The effects of Nigeria's closed borders on informal trade with Benin
- 29 October 2019
Trade topics: Intra-African Trade, Regional Integration, ECOWAS, Informal Cross-Border Trade
Nigeria’s recent announcement confirming that it is closing its borders to prevent movement of all goods has been met with harsh criticism from neighbors and regional integration advocates. The Buhari administration has justified the decision as a tactic to curb smuggling of goods of which the country wants to internally increase production, such as rice.

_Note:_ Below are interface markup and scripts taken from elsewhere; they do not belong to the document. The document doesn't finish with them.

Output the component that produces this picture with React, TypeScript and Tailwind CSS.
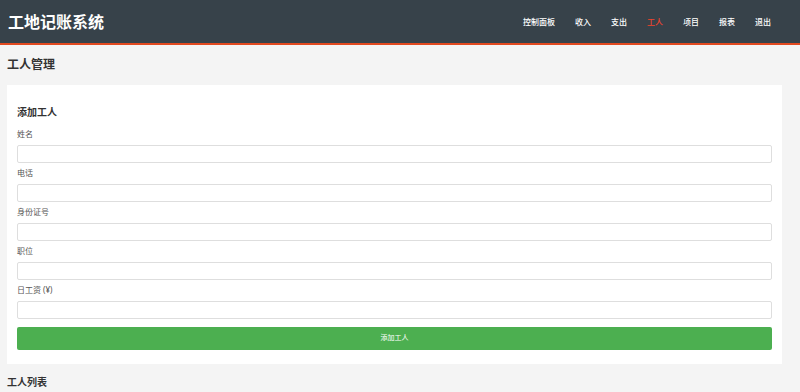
const navItems = ['控制面板', '收入', '支出', '工人', '项目', '报表', '退出']

const fields = ['姓名', '电话', '身份证号', '职位', '日工资 (¥)']

export default function App() {
  return (
    <div
      className="min-h-[392px] bg-[#f4f4f4] text-[#333]"
      style={{ fontFamily: '"Noto Sans", "Noto Sans CJK SC", sans-serif' }}
    >
      {/* Header */}
      <header className="flex h-[45px] items-center border-b-2 border-[#e2491f] bg-[#37424a] pl-[8px] pr-[29px]">
        <h1 className="text-[16px] font-bold leading-none text-white">工地记账系统</h1>
        <nav className="ml-auto flex gap-[20px]">
          {navItems.map((item) => (
            <a
              key={item}
              href="#"
              className={`text-[8px] font-medium leading-none ${item === '工人' ? 'text-[#f0442c]' : 'text-white'}`}
            >
              {item}
            </a>
          ))}
        </nav>
      </header>

      <main className="ml-[7px] mr-[18px] pt-[10px]">
        <h2 className="text-[12px] font-bold leading-[20px]">工人管理</h2>

        {/* Add worker form */}
        <section className="mt-[10px] bg-white px-[10px] pt-[20px] pb-[14px]">
          <h3 className="text-[10px] font-bold leading-[14px]">添加工人</h3>
          <form className="mt-[9px]">
            {fields.map((label, i) => (
              <div key={label} className={i > 0 ? 'mt-[4px]' : ''}>
                <label className="block text-[8px] leading-[12px] text-[#555]">{label}</label>
                <input
                  type="text"
                  className="mt-[5px] block h-[18px] w-full rounded-[2px] border border-[#dedede] bg-white"
                />
              </div>
            ))}
            <button
              type="button"
              className="mt-[8px] flex h-[23px] w-full items-center justify-center rounded-[2px] bg-[#4caf50] text-[7px] text-white"
            >
              添加工人
            </button>
          </form>
        </section>

        <h2 className="mt-[11px] text-[10px] font-bold leading-[14px]">工人列表</h2>
      </main>
    </div>
  )
}
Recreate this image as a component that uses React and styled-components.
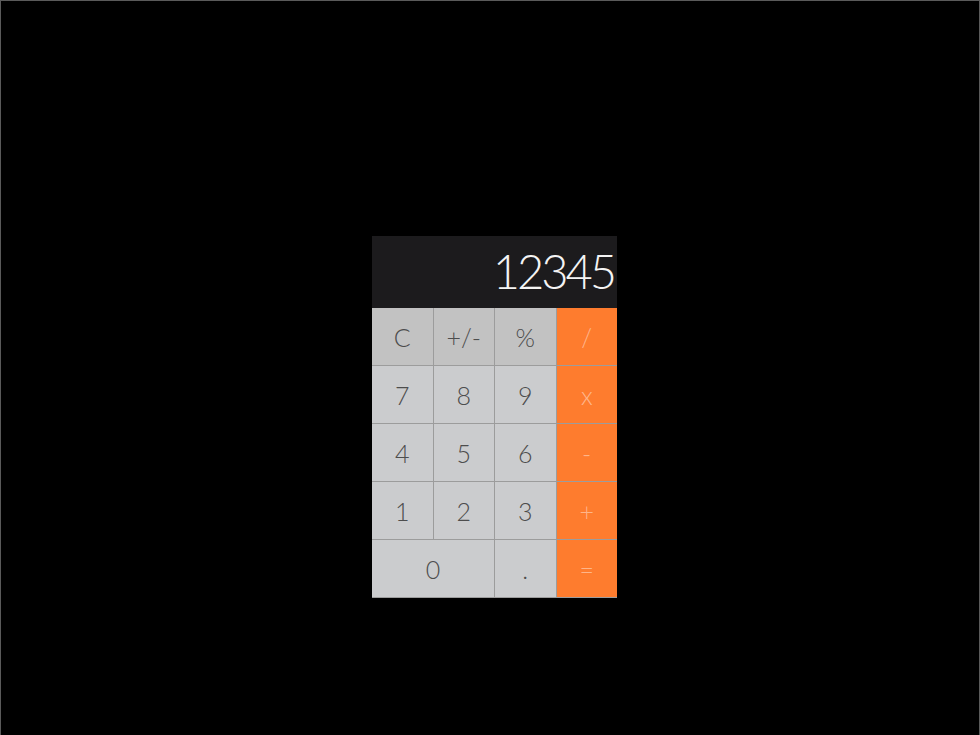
import React from "react";
import styled, { createGlobalStyle } from "styled-components";

const Global = createGlobalStyle`
  html, body { margin: 0; padding: 0; background: #000; }
  body { font-family: Lato, "Open Sans", sans-serif; }
`;

const Frame = styled.div`
  height: 100vh;
  border: 1px solid #5a5a5a;
  border-bottom: none;
  background: #000;
  padding: 235px 0 0 371px;
  box-sizing: border-box;
`;

const Calculator = styled.div`
  width: 245px;
  display: flex;
  flex-direction: column;
`;

const Display = styled.div`
  height: 72px;
  background: #1c1b1d;
  color: #f4f4f4;
  font-family: Lato, sans-serif;
  font-weight: 300;
  font-size: 47px;
  letter-spacing: -3px;
  display: flex;
  align-items: center;
  justify-content: flex-end;
  padding-right: 3px;
  padding-bottom: 2px;
  box-sizing: border-box;
`;

const Keypad = styled.div`
  display: grid;
  grid-template-columns: repeat(4, 1fr);
  grid-auto-rows: 57px;
  gap: 1px;
  background: #9c9c9c;
  padding-bottom: 1px;
`;

const Key = styled.button`
  border: 0;
  margin: 0;
  padding: 0;
  font-family: Lato, sans-serif;
  font-weight: 300;
  font-size: 25px;
  grid-column: span ${(p) => p.$span || 1};
  background: ${(p) =>
    p.$kind === "op" ? "#fe7c2e" : p.$kind === "fn" ? "#c2c2c2" : "#cbccce"};
  color: ${(p) => (p.$kind === "op" ? "rgba(255,255,255,0.45)" : "#4d4d4d")};
  display: flex;
  align-items: center;
  justify-content: center;
`;

const keys = [
  ["C", "fn"], ["+/-", "fn"], ["%", "fn"], ["/", "op"],
  ["7"], ["8"], ["9"], ["x", "op"],
  ["4"], ["5"], ["6"], ["-", "op"],
  ["1"], ["2"], ["3"], ["+", "op"],
  ["0", "num", 2], ["."], ["=", "op"],
];

export default function App() {
  return (
    <>
      <Global />
      <Frame>
        <Calculator>
          <Display>12345</Display>
          <Keypad>
            {keys.map(([label, kind = "num", span]) => (
              <Key key={label} $kind={kind} $span={span}>
                {label}
              </Key>
            ))}
          </Keypad>
        </Calculator>
      </Frame>
    </>
  );
}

The border closures will have particularly negative consequences for traders, especially informal ones, along the Benin-Nigeria border, as the two economies are closely intertwined. Indeed, this informal trade generates substantial income and employment in Benin, and Benin’s government collects substantial revenues on entrepôt trade—goods imported legally and either legally re-exported to Nigeria, or illegally diverted into Nigeria through smuggling.
The informal sector throughout West Africa, and particularly in Benin, represents approximately 50 percent of GDP (70 percent in Benin, in fact) and 90 percent of employment. Unsurprisingly, informal cross-border trade (ICBT) is pervasive and has a long history given the region’s artificial and often porous borders, a long history of regional trade, weak border enforcement, corruption, and, perhaps most importantly, lack of coordination of economic policies among neighboring countries. Notably, ICBT takes several forms, not all of which are illegal: For example, trade in traditional agricultural products and livestock in bordering countries may involve little or no intent to deceive the authorities, as peasants and herders ignore artificial and un-policed borders.
The economic relationship between the two countries, both members of the Economic Community of West African States (ECOWAS), is already asymmetric, with Nigeria exerting much more influence on Benin than vice versa. Given Nigeria’s larger population, economy, and natural resource wealth, Benin has adopted a strategy centered on being “entrepôt state,” i.e., serving as a trading hub, importing goods and re-exporting them legally but most often illegally to Nigeria, thus profiting from distortions in Nigeria’s economy. Benin’s dependence on Nigeria is not apparent from official trade statistics, as Benin’s reported trade with Nigeria accounted for only about 6 percent of Benin’s exports and 2 percent of Benin’s imports in 2015-17.These official statistics are very misleading, however, as they do not reflect the vast informal trade along the border.